I swear, the big reason models are black boxes are because we _want_ them to be. There's clear anti-sentiment mentality against people doing theory and the result of this shows. I remember not too long ago Yi Tay (under @agihippo but main is @YiTayML) said "fuck theorists". I guess it's not a surprise Deep Mind recently hired him after that "get good" stuff.
Also, I'd like to point out, the author uses "we" but the paper only has one author on it. So may I suggest adding their cat as a coauthor? [0]
I disagree with the conclusions of the paper. Maybe I have some misunderstandings, and if so, please do correct me. But my reading of it, is that the experiments and evaluations are insufficient to formulate the conclusion made. I think the results even make sense with Chomsky's claim. (I'll stick to the random shuffle for clarity)

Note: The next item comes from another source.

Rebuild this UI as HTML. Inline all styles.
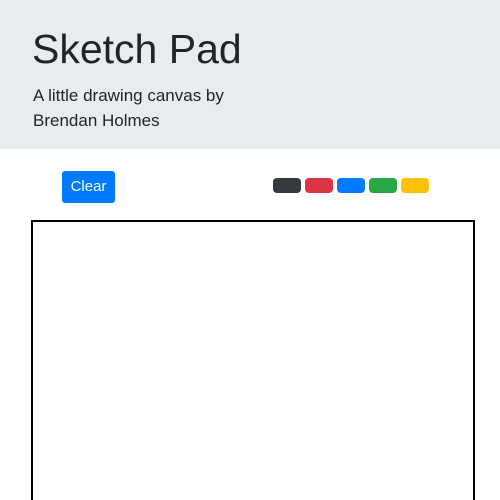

It does not appear that the evaluations are considering all possible valid outputs for the next token. Perplexity is not actually a measure of language performance, though it is wonderful that it has worked out so well so far (I suspect due to the structure in languages). The perplexity being higher is not necessarily indicative of poorer performance. I view this as analogous to sequences of coin flips (our natural language) to sequences of dice rolls (our shuffle). One naturally has more randomness than another. A model that successfully learns the former will have lower perplexity than the model that learns the latter.
To properly evaluate we need to consider if the model is able to produce valid sentences, and consistently. With our coin and dice analogy let's assume we have a sequence of 3 events. Our model conditions on a single flip of heads and we can estimate likelihoods for the sequences HHH, HHT, HTH, HTT, THH, THT, TTH, TTT. Our successful model will tell us that the last 4 are not possible, but that the others are equally likely. Now if we compare to a dice roll, conditioned on a roll of a 1, then the model is not invalid for suggesting higher entropy. That is exactly what we want our model to do. There are just more _valid_ answers. In the same way if we're predicting (conditionally) next token, then we should expect a higher perplexity in the "more impossible" languages, but that does not tell us the success of learning the language (I would also expect these models to take longer to converge due to this, just as with coins and dice. I'll leave "learn just as well" to Chomsky, as this is ambiguous).
Entropy isn't enough. Our metric needs to be based on the mass distribution. To compare against one another, we'd have to normalize the values to their distributions. A direct comparison to one another will always lead to the random shuffle model having higher perplexity (just as with coins and dice), so it is an unfair comparison. Without the normalization we'd expect to find exactly what is shown in Figure 2.
As I understand the writing and the code, you do not compare against all valid tokens, but rather the fixed ones. I'm just seeing the perplexities counted in the usual way (I see loop over batch, but not for valid permutations). I see the line in the text
> dataset shuffling during training.
So I assume that this means the dataloader is shuffling the selected sentences? I don't see this in the code but I'm happy to trust you if you say yes. But the code makes me think this was generated beforehand (I'm having dependency issues so can't verify). But if you are generating the perturbations beforehand, then I think the results are irrelevant because you haven't been implicitly teaching the model that ordering doesn't matter. The fact that results get worse for the models without positional encoding is suggestive of concern here. If position does not matter, why does the positional information increase the model's ability to learn? It should be irrelevant to a non-deterministic shuffled language. I am also suspect since the "no shuffle" model appears to have identical learning capabilities w.r.t Fig 2 and 6. (I'm also seeing a lot of reference to error bars but it isn't clear to me what the variance is. Is the bar smaller than the markers? Scaling could really help here as well as placing horizontal bars at the bounds given the visualization of the markers in the legends).As for limitations, I am also suspect there's a bias introduced due to tokenization. Since the tokenization embedding is generated from the expected ordering. I think this adds additional complexity that could be reduced, but not eliminated, by shuffling words instead of tokens. Not eliminated because tokens are only dependent on single words, but the sentences themselves. Word pairs and sequences matter.
Fwiw, I don't agree with Chomsky. Clearly LLMs are extracting structure in language and I think it is obtuse to claim that a system designed for pattern matching won't identify these patterns. One doesn't need reasoning or abstraction to converge to this, one simply needs sufficient sampling and for structure to exist. Clearly structure exists in the language, so we should expect a sufficient pattern matcher to be able to extract these patterns.
Chomsky has never said that LLMs can't extract patterns from language. His point is that humans have trouble processing certain language patterns while LLMs don't, which means that LLMs work differently and therefore can't shed any light on humans.